Molly’s Game, rated R
Molly’s Game, based on the true story of Molly Bloom, is a very well-acted and written film but also has some content issues. The film is the directorial debut of Oscar winner Aaron Sorkin (The Social Network) and Sorkin’s screenplay is based on the book Molly’s Game: From Hollywood’s Elite to Wall Street’s Billionaire Boys Club, My High-Stakes Adventure in the World of Underground Poker by Molly Bloom. The film features the kind of rapid-fire dialogue that Sorkin is known for (The West Wing), and has been nominated for two Golden Globe awards including best screenplay by Sorkin.
The film features a strong cast, led by two-time Oscar nominee Jessica Chastain (Zero Dark Thirty, The Help), who portrays Molly Bloom. Chastain has received a Golden Globe nomination for her performance.
Molly was an Olympic-caliber skier who was pushed hard, and raised to be a champion by her father Larry, played by two-time Oscar winner Kevin Costner (Dances with Wolves), who excels in a small role. Molly has a strained relationship with her father. Samantha Isler (Captain Fantastic), does a good job portraying the teenage Molly.
When Molly has a bad accident at a national skiing competition, she is forced to give up her Olympic dreams. Before going to law school, she moves to Los Angeles and gets a job as a cocktail waitress. She then meets an arrogant real estate investor named Dean Keith, played by Jeremy Strong (The Big Short), and he hires her as his personal assistant. One of her responsibilities is coordinating a weekly underground high-stakes poker game at the Cobra Lounge attended by high ranking celebrities, sports figures, businessmen, etc., including “Player X”, portrayed by Michael Cera (Juno), a character that is widely believed to be based on actor Tobey Maguire. As we watch the games, we meet other poker players such as Harlan Eustice, played by Emmy nominee Bill Camp (The Night Of), “Bad Brad”, played by Brian d’Arcy James (Spotlight), and Douglas Downey, played by Chris O’Dowd (The Sapphires).
Poker plays a significant role in this film, and we see Molly learn all aspects of the game. And like all things Molly does, she learns the game well. But eventually, we see Molly split with Dean after he fires her, and start her own game with even higher stakes in Los Angeles. She becomes extremely successful, but Player X takes her games away from her. That doesn’t stop her as she focuses on New York City, where eventually some mobsters join the games. This gets the attention of the FBI, and we see her arrested in the middle of the night by armed FBI agents.
We then see Molly try to persuade New York lawyer Charlie Jaffey, played by Golden Globe winner Idris Elba (Luther), to represent her. The two have excellent chemistry and their scenes together are some of the best in the film. The film also includes Oscar winner Graham Greene (Dances with Wolves) as the likeable Judge Foxman.
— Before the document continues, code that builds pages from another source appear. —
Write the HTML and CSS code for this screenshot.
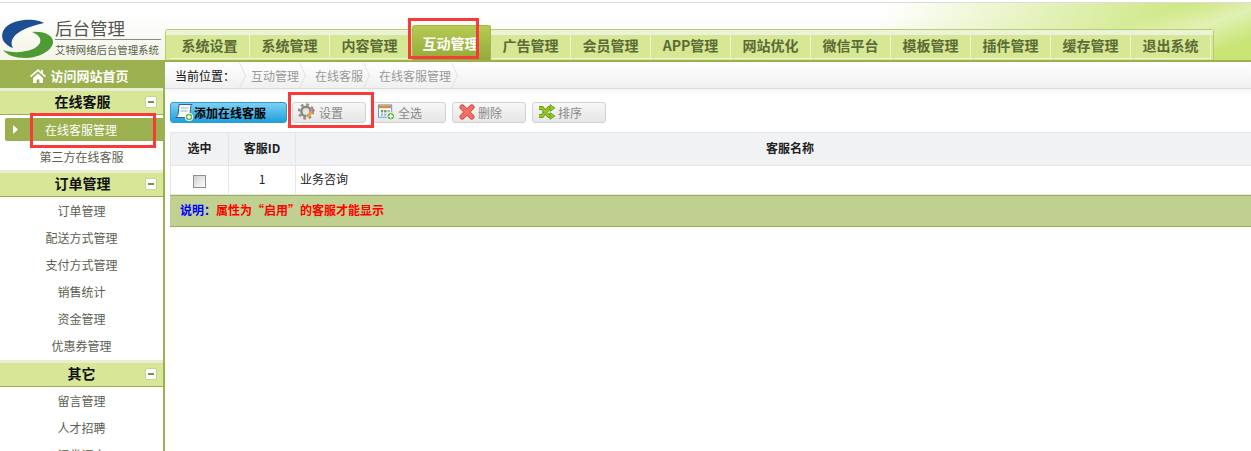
FILE: index.html
```html
<!DOCTYPE html>
<html lang="zh">
<head>
<meta charset="utf-8">
<title>后台管理</title>
<link rel="stylesheet" href="styles.css">
</head>
<body>
<div class="top-rule"></div>
<header class="header">
  <div class="brand">
    <svg class="logo" viewBox="0 0 54 42" width="54" height="42">
      <path fill="#1d4d92" d="M43 4C36-1 14-1 5 8C-1 14-1 24 12 29C8 22 13 16 20 12C27 8 35 6 43 4Z"/>
      <path fill="#4f9a35" d="M31 13C44 12 53 17 52 24C50 33 36 39 24 39C14 39 6 36 2 31C10 34 22 34 32 30C41 26 43 18 31 13Z"/>
    </svg>
    <div class="brand-text">
      <div class="brand-title">后台管理</div>
      <div class="brand-sub">艾特网络后台管理系统</div>
    </div>
  </div>
  <nav class="nav">
    <div class="nav-strip"></div>
    <div class="tabs">
      <a class="tab">系统设置</a><a class="tab">系统管理</a><a class="tab">内容管理</a><a class="tab tab-active">互动管理</a><a class="tab">广告管理</a><a class="tab">会员管理</a><a class="tab">APP管理</a><a class="tab">网站优化</a><a class="tab">微信平台</a><a class="tab">模板管理</a><a class="tab">插件管理</a><a class="tab">缓存管理</a><a class="tab">退出系统</a>
    </div>
  </nav>
</header>
<div class="main">
  <aside class="sidebar">
    <a class="home">
      <svg viewBox="0 0 16 14" width="16" height="14"><path fill="#fff" d="M8 0L0 7l1 1.200L8 2.200l7 6L16 7l-3-2.600V1h-2v1.700zM3 9v5h3.600v-3.400h2.800V14H13V9L8 4.600z"/></svg>
      <span>访问网站首页</span>
    </a>
    <div class="group"><span>在线客服</span><i class="minus"></i></div>
    <a class="item item-active"><svg class="arrow" viewBox="0 0 5 9" width="5" height="9"><path fill="#fff" d="M0 0l5 4.500L0 9z"/></svg>在线客服管理</a>
    <a class="item">第三方在线客服</a>
    <div class="group"><span>订单管理</span><i class="minus"></i></div>
    <a class="item">订单管理</a>
    <a class="item">配送方式管理</a>
    <a class="item">支付方式管理</a>
    <a class="item">销售统计</a>
    <a class="item">资金管理</a>
    <a class="item">优惠券管理</a>
    <div class="group group-gap"><span>其它</span><i class="minus"></i></div>
    <a class="item">留言管理</a>
    <a class="item">人才招聘</a>
    <a class="item">问卷调查</a>
  </aside>
  <main class="content">
    <div class="crumbs">
      <span class="crumb-label">当前位置：</span>
      <span class="crumb">互动管理</span>
      <span class="crumb">在线客服</span>
      <span class="crumb">在线客服管理</span>
    </div>
    <div class="toolbar">
      <a class="btn btn-add">
        <svg viewBox="0 0 20 18" width="20" height="18"><path fill="#f6fafd" stroke="#35618f" d="M5 1.500H18c-1.500 1-1.500 3-1.500 5l-1 8H1.500c2-1 2.500-2.500 2.700-4z"/><path stroke="#9db4cb" d="M7 5h7M6.500 8h7"/><circle cx="15" cy="14" r="3.800" fill="#56ad2c" stroke="#fff"/><path stroke="#fff" stroke-width="1.500" d="M12.800 14h4.400M15 11.800v4.400"/></svg>
        添加在线客服
      </a>
      <a class="btn">
        <svg viewBox="0 0 18 18" width="18" height="18"><circle cx="8" cy="8.500" r="7" fill="none" stroke="#8f8f8a" stroke-width="2.400" stroke-dasharray="2.700 2.800"/><circle cx="8" cy="8.500" r="4.600" fill="none" stroke="#8b8b86" stroke-width="2.600"/><circle cx="8" cy="8.500" r="3" fill="#e6e6e2"/><path stroke="#e5a23f" stroke-width="2.600" d="M9.500 13.500l5.500-6"/><path stroke="#b56bb5" stroke-width="2.600" d="M14.300 8.300l1.800-2"/><path fill="#f3d9a0" d="M7.500 16l1-3.400 2.400 2.200z"/></svg>
        设置
      </a>
      <a class="btn btn-select">
        <svg viewBox="0 0 18 18" width="17" height="18"><rect x=".5" y="1.500" width="14" height="13" fill="#fff" stroke="#5b95cf"/><rect x="1" y="2" width="13" height="3" fill="#e08a3c"/><path fill="#6f9b4c" d="M3 7h2.500v2.500H3zM6.500 7H9v2.500H6.500z"/><path fill="#8fb2d8" d="M10 7h2.500v2.500H10zM3 10.500h2.500V13H3zM6.500 10.500H9V13H6.500z"/><circle cx="13.500" cy="13.500" r="4" fill="#56ad2c" stroke="#fff"/><path stroke="#fff" stroke-width="1.500" d="M11.200 13.500h4.600M13.500 11.200v4.600"/></svg>
        全选
      </a>
      <a class="btn">
        <svg viewBox="0 0 16 16" width="16" height="16"><path stroke="#c84a40" stroke-width="5.400" stroke-linecap="round" d="M3.200 3.200l9.600 9.600M12.800 3.200l-9.600 9.600"/><path stroke="#f07064" stroke-width="3.800" stroke-linecap="round" d="M3.200 3.200l9.600 9.600M12.800 3.200l-9.600 9.600"/></svg>
        删除
      </a>
      <a class="btn">
        <svg viewBox="0 0 16 16" width="16" height="16"><path fill="none" stroke="#5f8f12" stroke-width="3.800" d="M0 4h3l7 8h2M0 12h3l7-8h2"/><path fill="none" stroke="#93c926" stroke-width="2.400" d="M0 4h3l7 8h2M0 12h3l7-8h2"/><path fill="#93c926" stroke="#5f8f12" stroke-width=".7" d="M11 .6L16 4l-5 3.400zM11 8.600l5 3.400-5 3.400z"/></svg>
        排序
      </a>
    </div>
    <table class="grid">
      <thead>
        <tr><th class="col-check">选中</th><th class="col-id">客服ID</th><th>客服名称</th></tr>
      </thead>
      <tbody>
        <tr><td class="center"><span class="check"></span></td><td class="center">1</td><td class="name">业务咨询</td></tr>
      </tbody>
    </table>
    <div class="note"><b class="note-label">说明：</b><b class="note-text">属性为“启用”的客服才能显示</b></div>
  </main>
</div>
<div class="mark mark-tab"></div>
<div class="mark mark-set"></div>
<div class="mark mark-side"></div>
</body>
</html>
```

FILE: styles.css
```css
* { box-sizing: border-box; }
html, body { margin: 0; height: 451px; overflow: hidden; background: #fff; }
body { position: relative; font: 12px "Noto Sans CJK SC", "Liberation Sans", sans-serif; color: #333; }
a { display: block; }

.top-rule { height: 3px; border-bottom: 1px solid #dcdcdc; }

.header {
  display: flex;
  align-items: flex-end;
  height: 59px;
  border-bottom: 2px solid #9bb04f;
  background:
    linear-gradient(160deg, rgba(255,255,255,0) 84%, rgba(255,255,255,.45) 90%, rgba(255,255,255,0) 96%),
    linear-gradient(102deg, rgba(200,228,120,0) 70%, #c9e576 96%),
    linear-gradient(#fff 20%, #f2f5e6);
}
.brand { display: flex; width: 165px; height: 57px; padding: 16px 0 0 1px; }
.logo { flex: none; }
.brand-text { width: 106px; }
.brand-title { height: 22px; margin-top: -1px; border-bottom: 1px solid #888; font-size: 17.500px; line-height: 20px; color: #555; }
.brand-sub { margin-top: 3px; font-size: 10.400px; line-height: 14px; color: #55604a; white-space: nowrap; }

.nav {
  width: 1049px;
  height: 31px;
  border: 1px solid #b7cf68;
  border-bottom: 0;
  border-radius: 3px 3px 0 0;
  background: #d6e795;
}
.nav-strip { height: 5px; background: #ecf2d8; }
.tabs { display: flex; height: 25px; padding-left: 4px; }
.tab {
  flex: none;
  width: 80px;
  height: 24px;
  text-align: center;
  font-size: 14px;
  font-weight: 700;
  line-height: 20px;
  color: #5b6b33;
  background: #d6e795;
  border-right: 1px solid #eef4cf;
  border-bottom: 1px solid #eef4cf;
}
.tab-active {
  position: relative;
  width: 79px;
  height: 35px;
  margin: -10px 0 0 2px;
  padding: 3px 2px 0 0;
  line-height: 28px;
  color: #fff;
  border: 1px solid #a2b84b;
  border-bottom: 0;
  border-radius: 3px 3px 0 0;
  background: linear-gradient(#b6cb52, #93aa3a);
}

.main { display: flex; height: 389px; }

.sidebar {
  flex: none;
  width: 165px;
  height: 420px;
  border-right: 2px solid #9bb04f;
  color: #5b5f50;
}
.home {
  display: flex;
  align-items: center;
  justify-content: center;
  gap: 4px;
  width: 165px;
  height: 26px;
  padding: 1px 6px 0 0;
  background: #9bb04f;
  color: #fff;
  font-size: 13px;
  font-weight: 700;
  white-space: nowrap;
}
.group {
  position: relative;
  height: 27px;
  border-top: 3px solid #e8efd0;
  border-bottom: 1px solid #9bb04f;
  background: #d8e698;
  text-align: center;
  font-size: 14px;
  font-weight: 700;
  line-height: 20px;
  color: #111;
}
.group-gap { margin-top: 1px; }
.group span { position: relative; left: 1px; }
.group-gap span { left: 0; }
.minus {
  position: absolute;
  right: 6px;
  top: 5px;
  width: 12px;
  height: 12px;
  background: #fff;
  border: 1px solid #c8d39c;
  border-radius: 2px;
}
.minus::after {
  content: "";
  position: absolute;
  left: 2px;
  top: 4px;
  width: 6px;
  height: 2px;
  background: #7f9147;
}
.item {
  height: 27px;
  text-align: center;
  line-height: 27px;
  color: #5c6052;
  font-size: 12px;
}
.item-active {
  position: relative;
  height: 23px;
  margin: 3px 0 2px 5px;
  padding-right: 6px;
  line-height: 23px;
  background: #9bb04f;
  border-radius: 2px 0 0 2px;
  color: #fff;
}
.arrow { position: absolute; left: 8px; top: 7px; }

.content { flex: 1; min-width: 0; overflow: hidden; }
.crumbs {
  display: flex;
  align-items: center;
  height: 27px;
  padding-left: 10px;
  overflow: hidden;
  border-bottom: 1px solid #dcdcdc;
  background: linear-gradient(#fff, #f0f0f0);
}
.crumb-label { width: 76px; color: #111; white-space: nowrap; }
.crumb {
  position: relative;
  padding-right: 16px;
  color: #999;
  white-space: nowrap;
}
.crumb::after {
  content: "";
  position: absolute;
  right: 6px;
  top: calc(50% - 9px);
  width: 18px;
  height: 18px;
  border: solid #d8d8d8;
  border-width: 1px 1px 0 0;
  transform: scaleX(.47) rotate(45deg);
}
.crumb-label + .crumb::before {
  content: "";
  position: absolute;
  left: -21px;
  top: calc(50% - 9px);
  width: 18px;
  height: 18px;
  border: solid #d8d8d8;
  border-width: 1px 1px 0 0;
  transform: scaleX(.47) rotate(45deg);
}

.toolbar {
  display: flex;
  gap: 6px;
  height: 43px;
  padding: 13px 0 0 5px;
  background: linear-gradient(#f6f6f6, #fff 6px);
}
.btn {
  display: flex;
  align-items: center;
  gap: 3px;
  width: 74px;
  height: 21px;
  padding: 0 0 1px 5px;
  border: 1px solid #d2d2d2;
  border-radius: 3px;
  background: linear-gradient(#f7f7f7, #e6e6e6);
  color: #888;
  white-space: nowrap;
}
.btn svg { flex: none; }
.btn svg[width="16"] { margin-left: 1px; }
.btn-add {
  width: 117px;
  margin-right: -1px;
  padding-left: 3px;
  gap: 0;
  border: 1px solid #2f9fd0;
  background: linear-gradient(#7fd0f2, #1ea0dc);
  color: #000;
  font-weight: 700;
}

.grid {
  width: 1115px;
  margin-left: 5px;
  border-collapse: collapse;
  table-layout: fixed;
  font-size: 12px;
}
.grid th, .grid td { border: 1px solid #e4e6ea; padding: 0 0 3px; }
.grid th { height: 33px; background: #f1f2f4; color: #222; font-weight: 700; }
.grid td { height: 29px; color: #222; }
.col-check { width: 58px; }
.col-id { width: 67px; }
.center { text-align: center; }
.grid .name { padding-left: 4px; }
.check {
  display: inline-block;
  width: 13px;
  height: 13px;
  margin-top: 3px;
  vertical-align: middle;
  border: 1px solid #8f8f8f;
  background: linear-gradient(135deg, #cfcfcf, #fff);
}
.note {
  width: 1115px;
  height: 32px;
  margin-left: 5px;
  padding-left: 10px;
  border-top: 1px solid #9bb04f;
  border-bottom: 1px solid #9bb04f;
  background: #bfd091;
  line-height: 28px;
}
.note-label { color: #00f; }
.note-text { color: #f00; }

.mark { position: absolute; border: 3px solid #f83a3a; pointer-events: none; }
.mark-tab { left: 408px; top: 18px; width: 71px; height: 41px; }
.mark-set { left: 288px; top: 92px; width: 86px; height: 36px; }
.mark-side { left: 30px; top: 113px; width: 126px; height: 35px; }
```
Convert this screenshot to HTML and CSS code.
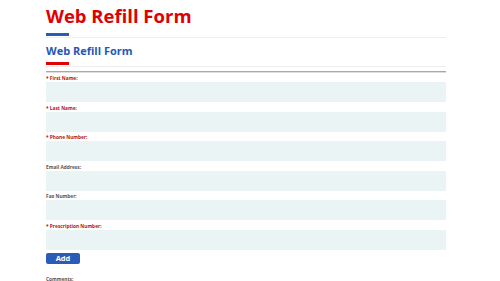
FILE: index.html
```html
<!DOCTYPE html>
<html lang="en">
<head>
    <meta charset="UTF-8">
    <meta name="viewport" content="width=device-width, initial-scale=1.0">
    <title>Web Refill Form</title>
    <link rel="stylesheet" href="styles.css">
</head>
<body>
    <div class="page">
        <h1 class="page-title">Web Refill Form</h1>
        <div class="title-rule"><span class="accent accent-blue"></span></div>

        <h2 class="form-title">Web Refill Form</h2>
        <div class="title-rule"><span class="accent accent-red"></span></div>
        <div class="form-rule"></div>

        <form class="refill-form">
            <div class="field">
                <label class="required">* First Name:</label>
                <input type="text">
            </div>
            <div class="field">
                <label class="required">* Last Name:</label>
                <input type="text">
            </div>
            <div class="field">
                <label class="required">* Phone Number:</label>
                <input type="text">
            </div>
            <div class="field">
                <label>Email Address:</label>
                <input type="text">
            </div>
            <div class="field">
                <label>Fax Number:</label>
                <input type="text">
            </div>
            <div class="field">
                <label class="required">* Prescription Number:</label>
                <input type="text">
            </div>
            <button type="button" class="add-btn">Add</button>
            <div class="field">
                <label>Comments:</label>
                <textarea></textarea>
            </div>
        </form>
    </div>
</body>
</html>
```

FILE: styles.css
```css
html {
    overflow: hidden;
}

body {
    margin: 0;
    font-family: 'Open Sans', Arial, sans-serif;
    background: #fff;
}

.page {
    width: 400px;
    margin-left: 46px;
    padding-top: 3px;
}

.page-title {
    margin: 0;
    font-size: 18.5px;
    line-height: 26px;
    font-weight: 700;
    color: #e00000;
}

.title-rule {
    border-bottom: 1px solid #eeeeee;
    height: 4px;
    margin-top: 4px;
}

.accent {
    display: block;
    width: 23px;
    height: 3px;
}

.accent-blue {
    background: #2b5bb8;
}

.accent-red {
    background: #e00000;
}

.form-title {
    margin: 6px 0 0;
    font-size: 11px;
    line-height: 14px;
    font-weight: 700;
    color: #2457b5;
}

.form-rule {
    margin-top: 4px;
    height: 1px;
    background: #a8a8a8;
    border-bottom: 1px solid #dddddd;
}

.refill-form {
    padding-top: 2px;
}

.field label {
    display: block;
    font-size: 4.8px;
    line-height: 6px;
    font-weight: 700;
    color: #555;
    margin-bottom: 1px;
}

.field label.required {
    color: #b01515;
}

.field input,
.field textarea {
    display: block;
    box-sizing: border-box;
    width: 100%;
    height: 20px;
    border: none;
    background: #eaf4f5;
    margin: 0 0 2.6px;
}

.field textarea {
    height: 60px;
    margin-top: 3px;
    resize: none;
}

.add-btn {
    display: block;
    width: 34px;
    height: 11px;
    padding: 0;
    margin: 1.4px 0 12px;
    border: none;
    border-radius: 2px;
    background: #2b5bb8;
    color: #fff;
    font-family: 'Open Sans', Arial, sans-serif;
    font-size: 7.5px;
    line-height: 11px;
    font-weight: 700;
}
```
Sorkin uses a lot of voice overs and flashbacks (from Molly building her empire, after her arrest by the FBI and her time as a teen). The film features excellent cinematography during the poker games by Charlotte Bruus Christensen. Chastain is confident as Molly, and always looks great in the outfits she wears, thanks to costume designs by Susan Lyall, though most of the outfits result in a large amount of cleavage being displayed. Chastain delivers an Oscar worthy performance.
Content concerns include a significant amount of adult language, including the abuse of God’s and Jesus’ names, and some violence. At two hours and twenty minutes, the film is at least twenty minutes too long however.
Molly’s Game is a very well-acted, written and directed film, based on a true story. It was sad to see how she forfeited all relationships during this time of greed, power and avarice. In the words of Thomas Merton, “People may spend their whole lives climbing the ladder of success only to find, once they reach the top, that the ladder is leaning against the wrong wall.”